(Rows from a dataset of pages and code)
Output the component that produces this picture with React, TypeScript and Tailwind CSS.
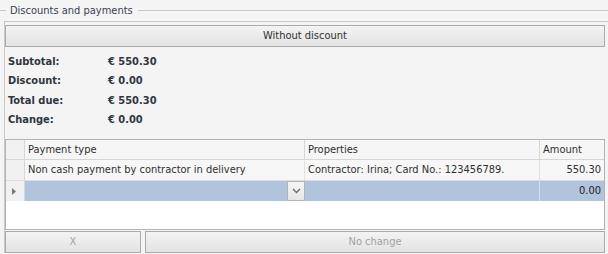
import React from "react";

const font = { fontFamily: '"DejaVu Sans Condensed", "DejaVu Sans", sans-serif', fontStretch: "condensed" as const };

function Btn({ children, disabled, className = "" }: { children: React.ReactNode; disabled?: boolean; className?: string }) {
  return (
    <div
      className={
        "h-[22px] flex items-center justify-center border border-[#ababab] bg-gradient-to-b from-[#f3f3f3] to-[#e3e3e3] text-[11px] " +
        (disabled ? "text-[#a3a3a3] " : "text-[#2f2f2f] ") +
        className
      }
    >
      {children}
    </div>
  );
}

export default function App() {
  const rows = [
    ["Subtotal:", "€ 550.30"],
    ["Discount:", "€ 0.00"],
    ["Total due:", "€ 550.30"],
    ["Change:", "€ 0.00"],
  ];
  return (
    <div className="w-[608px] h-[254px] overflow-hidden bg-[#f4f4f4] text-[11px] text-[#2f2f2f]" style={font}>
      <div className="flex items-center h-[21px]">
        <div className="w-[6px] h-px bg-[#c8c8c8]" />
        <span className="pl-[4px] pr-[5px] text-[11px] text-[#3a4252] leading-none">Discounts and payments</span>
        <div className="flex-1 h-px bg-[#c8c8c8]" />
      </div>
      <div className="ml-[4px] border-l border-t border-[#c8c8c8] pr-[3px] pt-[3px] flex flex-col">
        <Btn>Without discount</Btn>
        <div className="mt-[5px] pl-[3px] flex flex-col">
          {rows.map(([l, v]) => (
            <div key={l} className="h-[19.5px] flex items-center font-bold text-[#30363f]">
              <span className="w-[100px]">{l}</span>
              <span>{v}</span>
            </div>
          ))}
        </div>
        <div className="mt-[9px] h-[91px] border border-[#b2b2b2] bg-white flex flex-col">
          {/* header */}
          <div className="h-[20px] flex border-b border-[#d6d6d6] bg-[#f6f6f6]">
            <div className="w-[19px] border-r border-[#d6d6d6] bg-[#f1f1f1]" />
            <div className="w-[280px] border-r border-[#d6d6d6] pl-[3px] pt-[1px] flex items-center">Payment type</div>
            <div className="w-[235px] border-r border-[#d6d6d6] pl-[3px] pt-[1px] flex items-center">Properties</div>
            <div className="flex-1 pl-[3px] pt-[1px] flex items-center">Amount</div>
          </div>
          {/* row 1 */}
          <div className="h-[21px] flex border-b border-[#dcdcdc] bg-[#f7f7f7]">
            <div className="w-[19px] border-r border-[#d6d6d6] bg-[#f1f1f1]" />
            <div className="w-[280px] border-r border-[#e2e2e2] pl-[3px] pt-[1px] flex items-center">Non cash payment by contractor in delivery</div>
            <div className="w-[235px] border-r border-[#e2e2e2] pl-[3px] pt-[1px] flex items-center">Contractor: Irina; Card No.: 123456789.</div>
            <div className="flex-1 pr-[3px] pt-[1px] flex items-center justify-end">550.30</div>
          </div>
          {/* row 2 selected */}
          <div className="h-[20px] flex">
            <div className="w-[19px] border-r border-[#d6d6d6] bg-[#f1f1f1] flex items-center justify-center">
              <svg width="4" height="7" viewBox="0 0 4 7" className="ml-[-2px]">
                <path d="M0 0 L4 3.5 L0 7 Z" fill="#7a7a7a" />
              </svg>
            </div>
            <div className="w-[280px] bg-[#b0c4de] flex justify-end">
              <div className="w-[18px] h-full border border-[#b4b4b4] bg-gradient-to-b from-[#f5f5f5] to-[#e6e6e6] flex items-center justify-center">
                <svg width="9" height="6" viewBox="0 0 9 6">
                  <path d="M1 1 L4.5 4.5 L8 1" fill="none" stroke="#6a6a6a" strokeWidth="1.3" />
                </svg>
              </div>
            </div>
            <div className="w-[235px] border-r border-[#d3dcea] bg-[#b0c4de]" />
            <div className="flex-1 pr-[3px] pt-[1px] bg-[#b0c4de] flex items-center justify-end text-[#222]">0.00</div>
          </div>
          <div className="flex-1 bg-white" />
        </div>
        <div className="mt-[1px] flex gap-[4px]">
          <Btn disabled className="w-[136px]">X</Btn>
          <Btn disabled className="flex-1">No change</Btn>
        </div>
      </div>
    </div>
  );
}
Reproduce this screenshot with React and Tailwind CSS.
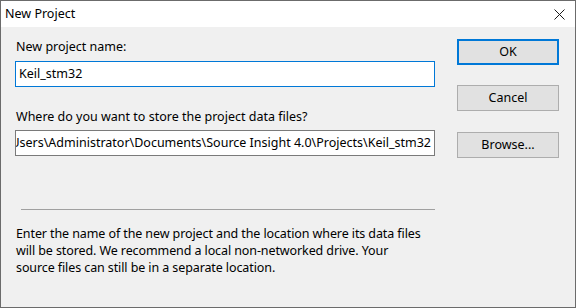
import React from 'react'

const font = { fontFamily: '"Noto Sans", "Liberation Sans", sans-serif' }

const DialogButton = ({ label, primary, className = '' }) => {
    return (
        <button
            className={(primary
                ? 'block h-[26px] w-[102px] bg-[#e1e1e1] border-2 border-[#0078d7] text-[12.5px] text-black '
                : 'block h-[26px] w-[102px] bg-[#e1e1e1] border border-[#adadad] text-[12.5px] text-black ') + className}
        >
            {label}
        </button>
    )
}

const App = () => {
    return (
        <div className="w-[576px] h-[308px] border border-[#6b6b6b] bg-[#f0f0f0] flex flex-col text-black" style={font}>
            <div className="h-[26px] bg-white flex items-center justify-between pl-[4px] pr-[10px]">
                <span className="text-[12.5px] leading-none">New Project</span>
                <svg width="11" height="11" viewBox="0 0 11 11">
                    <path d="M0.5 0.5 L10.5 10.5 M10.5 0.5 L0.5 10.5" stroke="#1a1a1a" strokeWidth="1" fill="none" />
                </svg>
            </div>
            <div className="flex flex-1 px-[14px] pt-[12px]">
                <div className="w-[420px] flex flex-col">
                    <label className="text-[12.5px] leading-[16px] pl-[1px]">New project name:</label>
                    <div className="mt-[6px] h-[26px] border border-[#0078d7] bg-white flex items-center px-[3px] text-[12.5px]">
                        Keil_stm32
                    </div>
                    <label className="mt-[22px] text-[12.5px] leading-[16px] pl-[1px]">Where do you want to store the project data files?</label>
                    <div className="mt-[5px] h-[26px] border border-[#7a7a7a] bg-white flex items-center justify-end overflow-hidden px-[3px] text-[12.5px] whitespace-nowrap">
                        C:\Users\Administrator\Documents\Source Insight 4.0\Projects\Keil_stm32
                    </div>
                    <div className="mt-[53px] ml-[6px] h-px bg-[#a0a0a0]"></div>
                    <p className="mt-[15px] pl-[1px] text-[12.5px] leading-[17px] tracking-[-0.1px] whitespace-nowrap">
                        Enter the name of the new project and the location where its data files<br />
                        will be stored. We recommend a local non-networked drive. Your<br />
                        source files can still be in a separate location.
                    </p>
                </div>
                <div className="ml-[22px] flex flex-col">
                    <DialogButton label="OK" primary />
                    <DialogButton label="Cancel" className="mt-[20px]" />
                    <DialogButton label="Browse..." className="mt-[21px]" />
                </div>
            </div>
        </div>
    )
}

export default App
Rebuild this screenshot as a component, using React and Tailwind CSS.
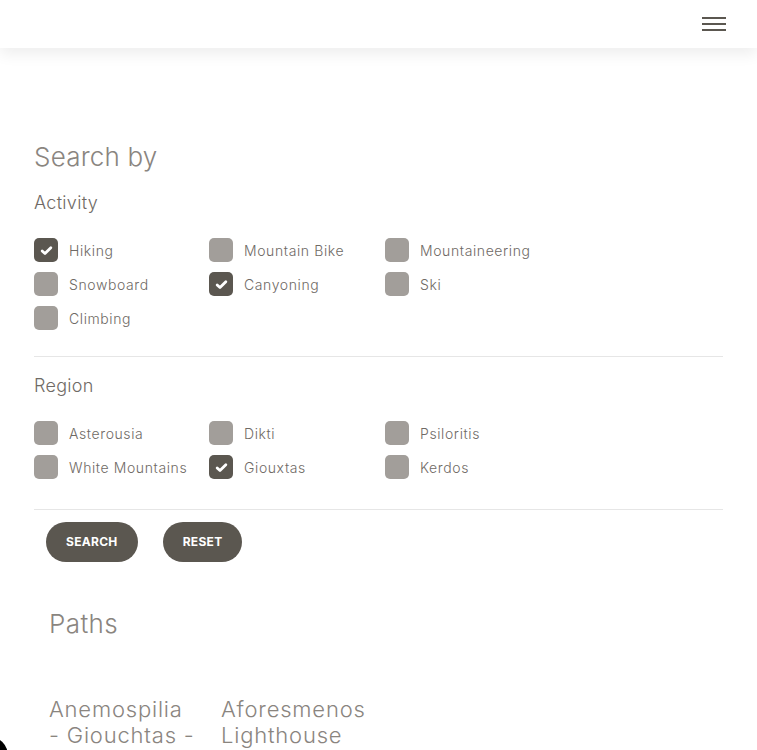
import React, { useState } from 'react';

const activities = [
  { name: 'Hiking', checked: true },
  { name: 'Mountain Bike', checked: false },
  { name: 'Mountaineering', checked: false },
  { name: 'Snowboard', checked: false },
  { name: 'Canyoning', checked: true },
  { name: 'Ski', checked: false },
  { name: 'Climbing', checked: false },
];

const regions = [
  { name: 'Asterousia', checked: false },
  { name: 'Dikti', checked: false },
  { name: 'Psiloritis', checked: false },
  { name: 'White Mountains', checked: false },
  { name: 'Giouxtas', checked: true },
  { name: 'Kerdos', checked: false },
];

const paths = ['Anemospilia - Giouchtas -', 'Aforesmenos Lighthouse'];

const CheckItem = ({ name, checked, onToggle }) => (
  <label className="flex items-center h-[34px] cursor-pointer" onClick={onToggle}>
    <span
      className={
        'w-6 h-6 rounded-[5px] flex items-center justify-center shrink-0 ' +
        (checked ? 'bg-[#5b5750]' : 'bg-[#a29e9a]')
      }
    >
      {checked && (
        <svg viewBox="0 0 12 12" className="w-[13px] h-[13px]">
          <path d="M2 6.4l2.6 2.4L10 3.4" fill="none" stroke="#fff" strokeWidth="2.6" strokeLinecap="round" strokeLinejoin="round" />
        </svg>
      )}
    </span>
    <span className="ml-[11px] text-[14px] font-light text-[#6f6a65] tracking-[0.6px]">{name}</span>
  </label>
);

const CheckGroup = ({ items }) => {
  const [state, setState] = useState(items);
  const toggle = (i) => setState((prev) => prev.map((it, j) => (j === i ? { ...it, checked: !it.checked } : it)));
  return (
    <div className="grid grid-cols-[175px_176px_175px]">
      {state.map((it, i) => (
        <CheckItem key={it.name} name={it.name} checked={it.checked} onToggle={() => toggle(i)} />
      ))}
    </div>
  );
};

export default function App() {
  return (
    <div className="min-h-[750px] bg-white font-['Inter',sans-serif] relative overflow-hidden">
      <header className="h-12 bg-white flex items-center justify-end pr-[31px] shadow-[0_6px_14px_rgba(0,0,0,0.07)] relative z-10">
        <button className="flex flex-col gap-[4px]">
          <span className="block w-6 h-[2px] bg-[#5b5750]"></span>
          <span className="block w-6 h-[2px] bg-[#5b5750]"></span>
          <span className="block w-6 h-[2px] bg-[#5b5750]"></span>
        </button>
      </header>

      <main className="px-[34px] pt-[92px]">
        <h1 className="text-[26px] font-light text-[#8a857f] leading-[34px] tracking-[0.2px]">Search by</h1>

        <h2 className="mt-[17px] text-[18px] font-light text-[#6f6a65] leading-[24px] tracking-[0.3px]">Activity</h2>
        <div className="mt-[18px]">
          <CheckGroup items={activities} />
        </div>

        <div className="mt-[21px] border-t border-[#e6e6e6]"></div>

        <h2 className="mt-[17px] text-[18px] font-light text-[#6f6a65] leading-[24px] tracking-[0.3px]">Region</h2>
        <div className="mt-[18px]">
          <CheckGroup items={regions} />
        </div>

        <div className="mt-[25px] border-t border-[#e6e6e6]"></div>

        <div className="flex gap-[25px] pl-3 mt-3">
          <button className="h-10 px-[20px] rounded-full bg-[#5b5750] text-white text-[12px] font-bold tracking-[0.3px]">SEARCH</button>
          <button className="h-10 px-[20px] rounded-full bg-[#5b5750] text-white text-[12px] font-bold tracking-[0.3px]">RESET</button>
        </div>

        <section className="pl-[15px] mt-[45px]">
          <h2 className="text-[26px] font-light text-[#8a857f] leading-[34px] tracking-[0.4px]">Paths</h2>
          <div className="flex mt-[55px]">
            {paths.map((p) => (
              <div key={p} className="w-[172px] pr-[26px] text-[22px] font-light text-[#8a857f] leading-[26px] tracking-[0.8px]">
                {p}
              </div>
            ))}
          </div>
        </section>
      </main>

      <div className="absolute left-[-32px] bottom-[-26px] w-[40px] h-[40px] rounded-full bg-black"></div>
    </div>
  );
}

Requirements » Show the lines of the records that contain the word "screenshot".

Exercise solution »
Reproduce this screenshot with React and Tailwind CSS.
Rebuild this screenshot as a component, using React and Tailwind CSS.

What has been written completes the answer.